# The task:
Starting at the first line of the data below, retype every line up to and including the one containing "nachgelagerte Router weitergegeben.';".

# Information supplied:
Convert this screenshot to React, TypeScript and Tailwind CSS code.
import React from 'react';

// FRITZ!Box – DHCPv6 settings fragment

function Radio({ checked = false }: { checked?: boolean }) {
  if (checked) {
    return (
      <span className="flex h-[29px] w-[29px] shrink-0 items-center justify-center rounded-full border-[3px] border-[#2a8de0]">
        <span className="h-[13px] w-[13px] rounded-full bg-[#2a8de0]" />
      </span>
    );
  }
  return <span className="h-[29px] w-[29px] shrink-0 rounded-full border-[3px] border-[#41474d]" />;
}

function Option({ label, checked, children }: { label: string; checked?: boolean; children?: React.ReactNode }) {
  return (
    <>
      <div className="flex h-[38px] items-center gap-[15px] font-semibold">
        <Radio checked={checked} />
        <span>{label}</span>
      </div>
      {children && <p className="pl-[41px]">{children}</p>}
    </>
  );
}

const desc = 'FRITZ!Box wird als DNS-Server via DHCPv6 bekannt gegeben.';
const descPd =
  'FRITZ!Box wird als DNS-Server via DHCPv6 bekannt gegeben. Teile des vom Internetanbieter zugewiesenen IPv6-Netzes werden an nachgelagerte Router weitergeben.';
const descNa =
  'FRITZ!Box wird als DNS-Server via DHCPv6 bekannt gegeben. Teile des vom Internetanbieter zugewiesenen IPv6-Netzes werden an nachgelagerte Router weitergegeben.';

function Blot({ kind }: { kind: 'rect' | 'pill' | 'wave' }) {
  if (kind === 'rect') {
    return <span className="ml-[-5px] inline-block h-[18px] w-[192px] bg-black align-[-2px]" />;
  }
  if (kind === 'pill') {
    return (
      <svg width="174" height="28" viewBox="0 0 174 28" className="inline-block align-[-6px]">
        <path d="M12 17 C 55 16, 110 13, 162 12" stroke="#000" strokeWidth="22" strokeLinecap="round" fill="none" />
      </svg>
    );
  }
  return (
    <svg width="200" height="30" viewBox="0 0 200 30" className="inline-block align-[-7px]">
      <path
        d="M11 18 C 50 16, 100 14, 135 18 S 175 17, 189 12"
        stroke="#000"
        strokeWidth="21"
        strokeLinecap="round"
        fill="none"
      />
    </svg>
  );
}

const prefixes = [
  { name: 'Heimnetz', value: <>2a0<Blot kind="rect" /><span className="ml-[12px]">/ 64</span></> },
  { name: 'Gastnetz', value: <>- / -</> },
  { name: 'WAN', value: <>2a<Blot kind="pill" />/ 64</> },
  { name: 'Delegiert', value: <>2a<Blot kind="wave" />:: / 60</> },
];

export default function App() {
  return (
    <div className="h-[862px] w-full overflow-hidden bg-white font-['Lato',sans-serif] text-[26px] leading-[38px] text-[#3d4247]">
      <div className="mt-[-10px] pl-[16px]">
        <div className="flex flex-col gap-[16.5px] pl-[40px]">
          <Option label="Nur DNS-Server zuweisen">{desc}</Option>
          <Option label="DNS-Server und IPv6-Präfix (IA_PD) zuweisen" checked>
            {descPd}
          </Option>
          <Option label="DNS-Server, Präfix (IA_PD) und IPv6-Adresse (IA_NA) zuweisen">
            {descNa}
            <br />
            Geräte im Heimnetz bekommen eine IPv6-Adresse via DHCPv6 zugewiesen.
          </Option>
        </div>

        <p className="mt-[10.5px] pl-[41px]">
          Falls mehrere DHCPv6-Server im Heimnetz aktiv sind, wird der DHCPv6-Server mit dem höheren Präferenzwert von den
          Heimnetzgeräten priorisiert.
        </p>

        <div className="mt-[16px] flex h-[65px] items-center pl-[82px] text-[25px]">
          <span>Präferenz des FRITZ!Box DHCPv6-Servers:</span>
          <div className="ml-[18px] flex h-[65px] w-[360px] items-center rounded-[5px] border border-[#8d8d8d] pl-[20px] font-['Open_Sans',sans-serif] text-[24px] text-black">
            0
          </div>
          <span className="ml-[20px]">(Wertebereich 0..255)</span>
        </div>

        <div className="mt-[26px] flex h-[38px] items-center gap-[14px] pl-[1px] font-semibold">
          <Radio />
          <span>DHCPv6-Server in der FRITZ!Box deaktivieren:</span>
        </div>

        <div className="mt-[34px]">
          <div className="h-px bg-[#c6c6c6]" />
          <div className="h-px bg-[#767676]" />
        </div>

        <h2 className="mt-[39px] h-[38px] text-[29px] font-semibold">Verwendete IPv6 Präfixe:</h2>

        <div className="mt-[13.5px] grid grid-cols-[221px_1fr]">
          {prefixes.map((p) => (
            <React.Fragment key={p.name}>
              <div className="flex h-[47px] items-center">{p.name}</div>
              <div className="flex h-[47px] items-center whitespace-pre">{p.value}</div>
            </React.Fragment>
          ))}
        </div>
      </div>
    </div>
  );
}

# Full answer:
Convert this screenshot to React, TypeScript and Tailwind CSS code.
import React from 'react';

// FRITZ!Box – DHCPv6 settings fragment

function Radio({ checked = false }: { checked?: boolean }) {
  if (checked) {
    return (
      <span className="flex h-[29px] w-[29px] shrink-0 items-center justify-center rounded-full border-[3px] border-[#2a8de0]">
        <span className="h-[13px] w-[13px] rounded-full bg-[#2a8de0]" />
      </span>
    );
  }
  return <span className="h-[29px] w-[29px] shrink-0 rounded-full border-[3px] border-[#41474d]" />;
}

function Option({ label, checked, children }: { label: string; checked?: boolean; children?: React.ReactNode }) {
  return (
    <>
      <div className="flex h-[38px] items-center gap-[15px] font-semibold">
        <Radio checked={checked} />
        <span>{label}</span>
      </div>
      {children && <p className="pl-[41px]">{children}</p>}
    </>
  );
}

const desc = 'FRITZ!Box wird als DNS-Server via DHCPv6 bekannt gegeben.';
const descPd =
  'FRITZ!Box wird als DNS-Server via DHCPv6 bekannt gegeben. Teile des vom Internetanbieter zugewiesenen IPv6-Netzes werden an nachgelagerte Router weitergeben.';
const descNa =
  'FRITZ!Box wird als DNS-Server via DHCPv6 bekannt gegeben. Teile des vom Internetanbieter zugewiesenen IPv6-Netzes werden an nachgelagerte Router weitergegeben.';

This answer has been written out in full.